I have to admit the church did not fill me with much enthusiasm when I went inside but it could be that I had the camera settings wrong and only realised what was wrong when I got home. Looking into the history the church  dates from around 1000AD and no doubt there were Christians trying to convert the heathens before that only to be push out or killed. The church sits outside the Avebury Henge beside the Manor house and is worth stopping off to look round.

 Here we look over the wall from the drive down leading to Avebury Manor















The main entrance to the church is through this Lychgate erected  in 1899









Here we look at the Belltower on St James  where in the corner you can see an interesting piece of stone which was pointed out by one of the National Trust Volunteers












This piece of stone is thought to come from a Celtic cross and was used to form part of the north aisle









St James at Avebury set in its Churchyard





These two war graves are hidden under a Yew tree in the Churchyard




Part of the North side Churchyard















Here we look along the churchyard on the south side of the church







Wandering round you see some interesting headstones & tombs














like this large chest Tomb














even inside the church you can see a 13th or 14th century stone coffin which  is believed to be that of a prior from the adjacent Benedictine Priory.

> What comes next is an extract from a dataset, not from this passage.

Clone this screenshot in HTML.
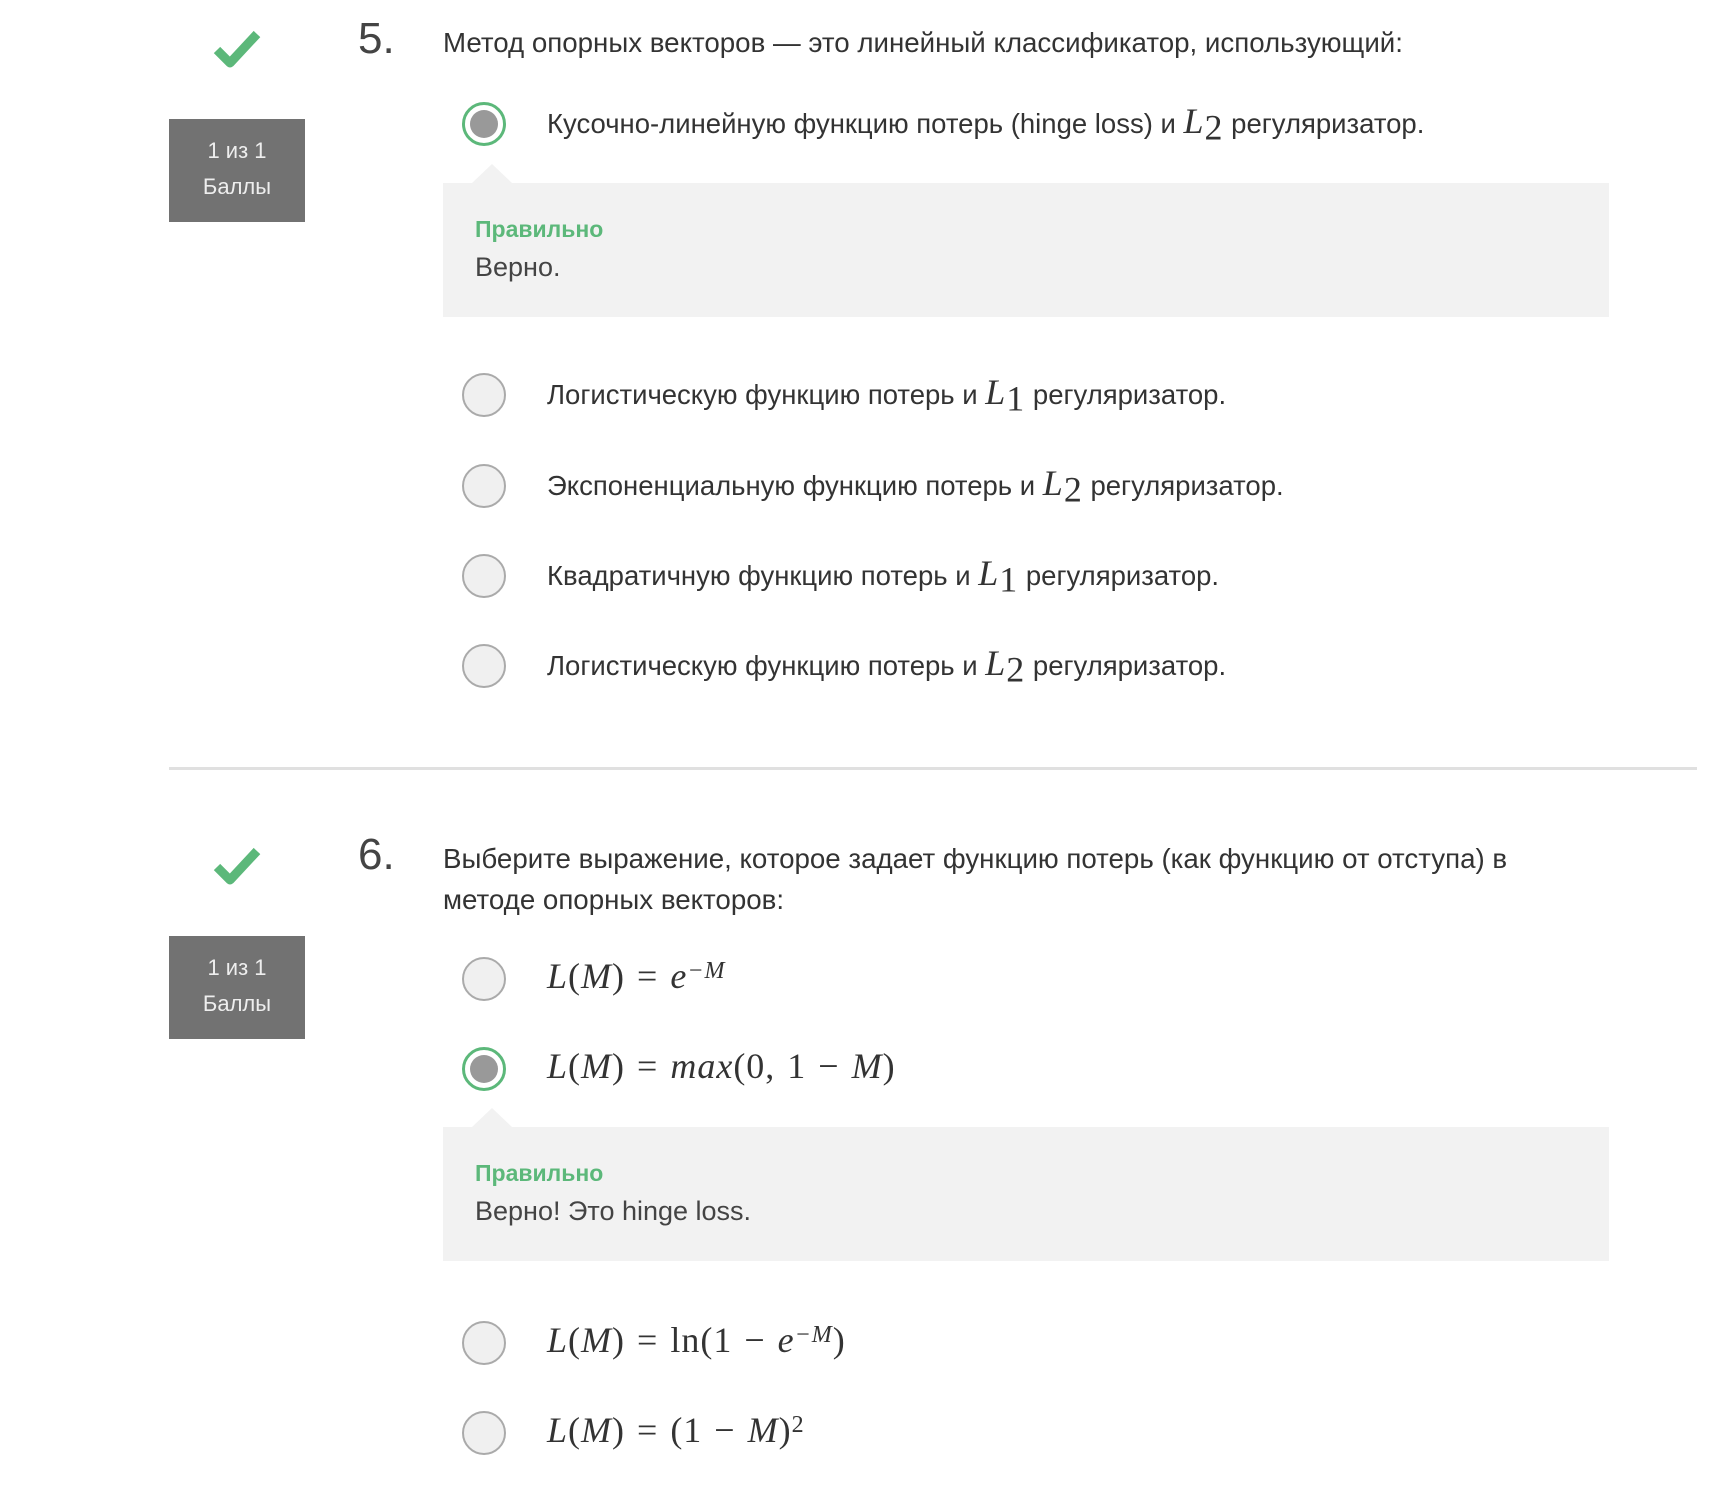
<!DOCTYPE html>
<html><head><meta charset="utf-8"><style>
body{margin:0;width:1730px;height:1498px;background:#fff;position:relative;overflow:hidden;font-family:"Liberation Sans","DejaVu Sans",sans-serif;color:#333}
.score{position:absolute;left:169px;width:136px;height:103px;background:#727272;color:#eee;font-size:22px;text-align:center;line-height:36px;padding-top:14px;box-sizing:border-box}
.num{position:absolute;left:358px;font-size:44px;font-weight:300;color:#444}
.q{position:absolute;left:443px;font-size:27.7px;line-height:41px;color:#333;white-space:nowrap}
.r{position:absolute;left:462px;width:44px;height:44px;border-radius:50%;background:#f0f0f0;border:2px solid #aaa;box-sizing:border-box}
.r.s{border:3px solid #5cb87a;background:#fff}
.r.s:after{content:"";position:absolute;left:5px;top:5px;width:28px;height:28px;border-radius:50%;background:#999}
.t{position:absolute;left:547px;font-size:27.5px;line-height:40px;color:#333;white-space:nowrap}
.m{font-family:"Liberation Serif","DejaVu Serif",serif;font-style:italic;font-size:36px;line-height:0}
.mr{font-family:"Liberation Serif","DejaVu Serif",serif;font-size:36px;line-height:0}
.t .m,.t .mr{letter-spacing:1px}
.mm .mr{word-spacing:2px}
sub,sup{font-size:22px;line-height:0}
.fb{position:absolute;left:443px;width:1166px;height:134px;background:#f2f2f2}
.fb:before{content:"";position:absolute;left:29px;top:-19px;border-left:20px solid transparent;border-right:20px solid transparent;border-bottom:19px solid #f2f2f2}
.ok{position:absolute;left:32px;top:33px;font-size:23px;font-weight:bold;color:#5cb87a}
.fbt{position:absolute;left:32px;top:69px;font-size:27px;color:#444}
.chk{position:absolute;left:213px}
</style></head><body>
<svg class="chk" style="top:28px" width="48" height="40" viewBox="0 0 48 40"><path d="M4 22 L17 35 L44 6" stroke="#5cb87a" stroke-width="9" fill="none" stroke-linejoin="round"/></svg>
<div class="score" style="top:119px">1 из 1<br>Баллы</div>
<div class="num" style="top:14px">5.</div>
<div class="q" style="top:22px">Метод опорных векторов — это линейный классификатор, использующий:</div>
<div class="r s" style="top:102px"></div>
<div class="t" style="top:104px">Кусочно-линейную функцию потерь (hinge loss) и <span class="m">L</span><sub class="mr">2</sub> регуляризатор.</div>
<div class="fb" style="top:183px"><div class="ok">Правильно</div><div class="fbt">Верно.</div></div>
<div class="r" style="top:373px"></div>
<div class="t" style="top:375px">Логистическую функцию потерь и <span class="m">L</span><sub class="mr">1</sub> регуляризатор.</div>
<div class="r" style="top:464px"></div>
<div class="t" style="top:466px">Экспоненциальную функцию потерь и <span class="m">L</span><sub class="mr">2</sub> регуляризатор.</div>
<div class="r" style="top:554px"></div>
<div class="t" style="top:556px">Квадратичную функцию потерь и <span class="m">L</span><sub class="mr">1</sub> регуляризатор.</div>
<div class="r" style="top:644px"></div>
<div class="t" style="top:646px">Логистическую функцию потерь и <span class="m">L</span><sub class="mr">2</sub> регуляризатор.</div>
<div style="position:absolute;left:169px;top:767px;width:1528px;height:3px;background:#e0e0e0"></div>
<svg class="chk" style="top:845px" width="48" height="40" viewBox="0 0 48 40"><path d="M4 22 L17 35 L44 6" stroke="#5cb87a" stroke-width="9" fill="none" stroke-linejoin="round"/></svg>
<div class="score" style="top:936px">1 из 1<br>Баллы</div>
<div class="num" style="top:830px">6.</div>
<div class="q" style="top:838px">Выберите выражение, которое задает функцию потерь (как функцию от отступа) в<br>методе опорных векторов:</div>
<div class="r" style="top:957px"></div>
<div class="t mm" style="top:959px"><span class="m">L</span><span class="mr">(</span><span class="m">M</span><span class="mr">) = </span><span class="m">e</span><sup class="m" style="font-size:24px">−M</sup></div>
<div class="r s" style="top:1047px"></div>
<div class="t mm" style="top:1049px"><span class="m">L</span><span class="mr">(</span><span class="m">M</span><span class="mr">) = </span><span class="m">max</span><span class="mr">(0, 1 − </span><span class="m">M</span><span class="mr">)</span></div>
<div class="fb" style="top:1127px"><div class="ok">Правильно</div><div class="fbt">Верно! Это hinge loss.</div></div>
<div class="r" style="top:1321px"></div>
<div class="t mm" style="top:1323px"><span class="m">L</span><span class="mr">(</span><span class="m">M</span><span class="mr">) = ln(1 − </span><span class="m">e</span><sup class="m" style="font-size:24px">−M</sup><span class="mr">)</span></div>
<div class="r" style="top:1411px"></div>
<div class="t mm" style="top:1413px"><span class="m">L</span><span class="mr">(</span><span class="m">M</span><span class="mr">) = (1 − </span><span class="m">M</span><span class="mr">)</span><sup class="mr" style="font-size:24px">2</sup></div>
</body></html>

It is at the back of the church near the font







Turn round & look down the nave towards the Rood Screen
I found this on a website about the rood screen so is it copied from there.
One of the glories of this church is the 15th century rood loft, originally used to house the Great Rood, or large crucifix, the most revered object in the early church. In the top rail to the loft parapet are the original 17 sockets that held candles that were kept burning to light the Rood. The Rood would have been destroyed after the Reformation and the loft and screen were removed, probably following an order of 1561 from Elizabeth I. Normally the timber would have been reused but almost uniquely the Avebury church managed to hide and preserve their rood loft. The timbers were stacked against the east wall of the nave, above the chancel arch, and covered with a lath and plaster wall. This was a very risky business for all concerned but the secret was well kept and the timbers were not discovered until 1810. The rood loft was restored in the 1878 - 1884 renovations, and the loft parapet repainted with matching colours to those noted on the woodwork by the architect, Charles E. Ponting. A new panelled screen was provided below with paintings of the apostles, set against gilded fields, in the lower panels.
 I have to admit it is quite magnificent to look at.


This is one of the painted panels on the rood screen





To the left of the screen is a carved wooden pulpit









 Inside Chancel is quite impressive



The altar has a painted wooden panel.













which I have to say  looks very impressive

Even the chancel window does the place justice though I did take this useing flash




This is one of the panels beside the Altar
















The tub font is thought to be Saxon in origin while done in the chancel you can see some wall memorials













This is opposit the stone coffin and is an old  bell oak frame dated 1636











Some magnificent  coats of alms like this or heraldic hatchments
as they are called





and This Royal Arms are those of George III, used before 1801







 Above the entrance door is the roll of honour for those who fell in both wars.
I will be returning here at sometime and will take more photos but for now I hope you enjoy what I have shown. You can read more history on the church here
Have a Peaceful Sunday.
Taking part in Taphophile Tragics & Cemetery Sunday

6 comments:

  1. «Louis» always looks forward to your inSPIREd Sunday posts. The story of the rood screen in this church is particularly interesting.

    Today «Louis» has posted a third St. Mark's Lutheran Church, this one in San Francisco, a survivor of both the 1906 and 1989 earthquakes.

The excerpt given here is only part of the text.